Matese and Whitmire's analysis of these Outer Oort Cloud comets is consistent with the idea that the galactic tide plays a dominant role in flinging comets toward the sun. As our solar system completes its orbit around the center of the galaxy every quarter billion years, it periodically crosses the galactic plane. The varying gravitational forces perpendicular to the galactic plane plays a large role in nudging the Outer Oort Cloud comets toward the sun. As this force predomoinantly acts in a direction perpendicular to the galactic disk, there should be relatively few comets with their orbits parallel to the galactic plane; the cometary orbits analyzed by Matese and Whitmire clearly show this effect.

However, even after the effects of the galactic tides are accounted for, they found a small bias in the distribution of cometary orbits. If the galactic tide is the only force flinging these comets from a randomly distributed source in the spherical Outer Oort Cloud, we would expect that their average orbital tilt with respect to the galactic plane should be exactly 45 degrees; however, the 102 cometary orbits analyzed in the paper show a small bias toward a shallower orbital tilt.

A signal in the data

Matese and Whitmire further analyze the orientation of aphelion (the point in each comet's orbit where it is the furthest from the sun). They note that there is a statistically significant signal in the data that suggests there is a common plane from which many of these comets originated.

They propose that the bias in the comets' orbital tilt and a common plane of origin was caused by a large object, perhaps about the mass of Jupiter, orbiting in the Outer Oort Cloud. They also present gravitational calculations to show that such an object can act as a source of perturbations that cause the observed bias in the distribution of these comets' orbits.

The idea that there is a large object in the Outer Oort Cloud flinging comets toward the sun is not new. In fact, Whitmire was the leading author of a 1984 Nature paper that proposed the existence of a large object in the Outer Oort Cloud that's responsible for periodically causing comet storms that cause mass extinctions on Earth - that became known as the Nemesis hypothesis. In the new paper, Matese and Whitmire identify their hypothesized new planet as Tyche. This name for a large Outer Oort Cloud object was originally used by Davy Kirpatrick at the Infrared Processing and Analysis Center of the California Institute of Technology. Tyche is the good sister of Nemesis in the Greek mythology.

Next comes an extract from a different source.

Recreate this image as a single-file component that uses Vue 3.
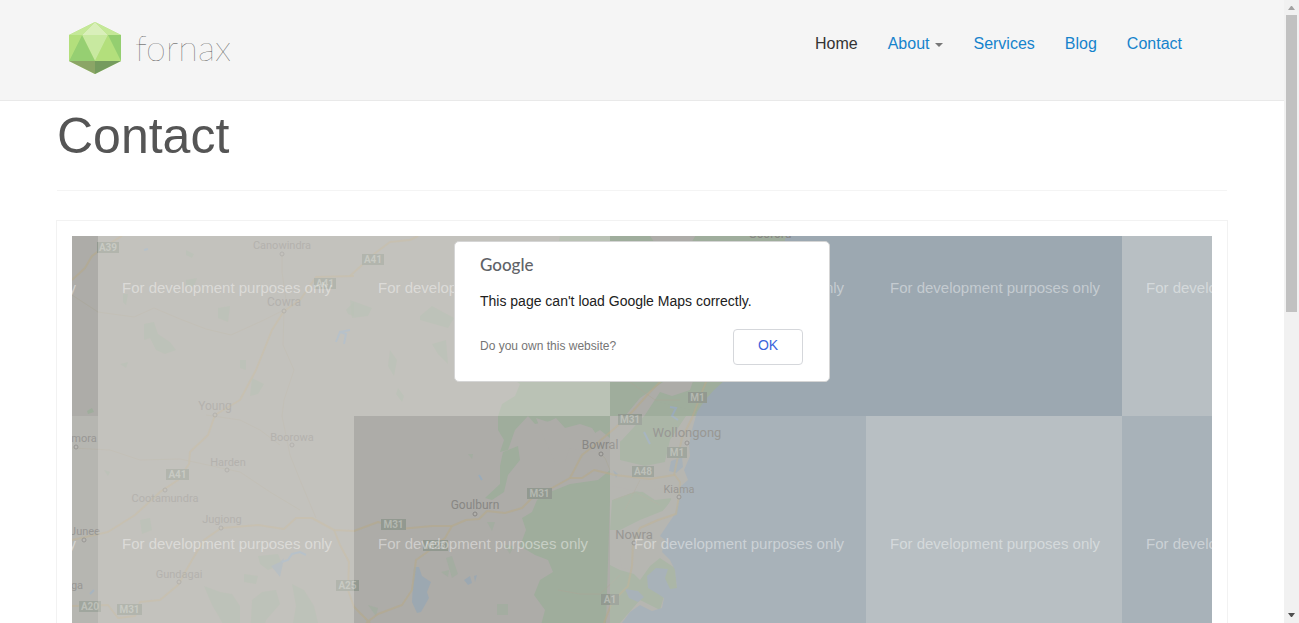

What is remarkable in the new paper is that, this time around, Matese and Whitmire proposed a specific way to test their hypothesis. Based on the mass necessary to kick Outer Oort Cloud objects toward the sun, they calculated how much infrared radiation such an object should emit, and showed that it may be detectable in the data acquired by NASA's Wide-field Infrared Survey Explorer (WISE) satellite.

Getting neo-wise

WISE's mission is to map the entire sky in the infrared wavelengths with unprecedented sensitivity and resolution. Its original mission was more focused on distant cosmic objects, but it has proven extremely effective at discovering asteroids in the solar system. As a result, its mission was extended with the primary focus of finding as many Near-Earth Objects as it can - the extended mission was named, appropriately, NEOWISE.

The effectiveness of WISE at spotting asteroids is evident in a video produced by the WISE team - when WISE comes online at 3 minutes 3 seconds into the video, the asteroid detection rate dramatically increases. The WISE hardware recently concluded its image-gathering mission on February 17th this year, but the mission team is still continuing to analyze the data collected by the satellite and is in the process of completing the archiving of the data.

We had a chance to interview Edward "Ned" Wright at the University of California Los Angeles, the Principle Investigator of the WISE mission. He notes that, if the brightness of Tyche is close to the bright end of the prediction by Matese and Whitmire, it should have had a good chance to be discovered by now. If it's at the darker end, even WISE may not be able to detect it, and the case may remain open for some time to come. Wright's hope is that it will take a couple of years to complete the mapping of WISE data at the level of sensitivity and precision sufficient to detect something like Tyche, but he also adds "one never knows how long a novel task will take." So, the bottom line is that we will have to wait for a while just to hear if WISE has seen anything.

One thing worth noting about the analysis done by Matese and Whitmire is the relatively small number of comets studied in their report. To be sure, they did study all the comets from the Outer Oort Cloud known to us, but 102 comets are just not enough to make a statistical signal stand out significantly above the noise. For example, the bias found in the study means that they found only about 5 too many comets with low orbital tilts when the 102 comets are sorted into 5 bins between 0 and 90 degree inclinations. The study also indicates that there are several possible fits to the common orbital plane shared by these Outer Oort Cloud comets, so the orbital constraints for this new planet are also not very tight.

The new study is definitely sound science, and it is an extremely careful analysis of cometary orbits that shows interesting hints of something at play; however, the evidence for a new planet is not very strong, and the authors are unable to pinpoint where in the sky Tyche is.

At the close of the interview, Ned Wright of WISE summed up the current situation in one sentence; "No, we have not found a new planet."